Oct 9, 2010 09:32 GMT  ·  By

The Nobel Committee announced on October 8 that the 2010 Nobel Peace Prize goes to renowned Chinese dissident Liu Xiaobo, who is currently incarcerated in his homeland.

The award was bestowed on him for his “long and non-violent struggle for fundamental human rights in China. The […] committee has long believed that there is a close connection between human rights and peace.”

At this point, the Nobel Prize recipient is serving an 11-year sentence in China, after being accused and put to trial for incitement to subvert state power. He is probably unaware he has won the award.

According to sources, it would appear that the Chinese government stopped the transmission of both BBC and CNN in the country after the announcement was made.

Authorities in Beijing also had harsh words for the Committee and Norway. Officials said that relations between the two countries will undoubtedly be harmed by this decision.

“Liu Xiaobo is a criminal who has been sentenced by Chinese judicial departments for violating Chinese law,” the foreign ministry in the country said in a statement after the announcement was made.

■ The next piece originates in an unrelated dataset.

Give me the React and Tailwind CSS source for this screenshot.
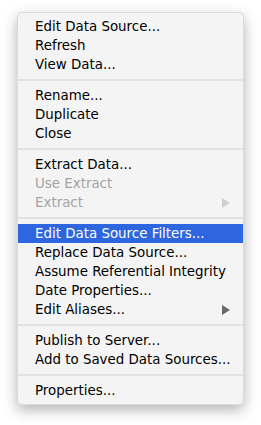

It adds that the decision “runs completely counter to the principle of the prize and is also a blasphemy to the peace prize.”

But the Committee chairman, Thorbjoern Jagland, said that the Asian nation needs to realize that, as it develops into a major world power, it will be subjected to a lot more criticism and scrutiny by the rest of the world.

“We have to speak when others cannot speak. As China is rising, we should have the right to criticize […]. We want to advance those forces that want China to become more democratic,” he said.

Nobel peace laureate Desmond Tutu and Václav Havel, the former Czech president, both supported Liu in the race to win the prestigious award, for his “unflinching and peaceful advocacy for reform.”

Chinese philosopher Xu Youyu, a professor at the Chinese Academy of Social Sciences authored a moving letter of support for Liu, addressed to the Committee. You can read it here.

“Liu Xiaobo's involvement in the 1989 democracy movement illustrates his transformation from an eminent cultural critic to public intellectual concerned with social and political problems and human rights activist,” Xu Youyu says.

The Chinese dissident was imprisoned for participating in the 1989 Tienanmen Square student riots, when pro-democracy forces were ruthlessly attacked and dispersed by the military.

He was sentenced to 11 years of prison, and has also served three years of slave labor in a concentration camp in the 1990s.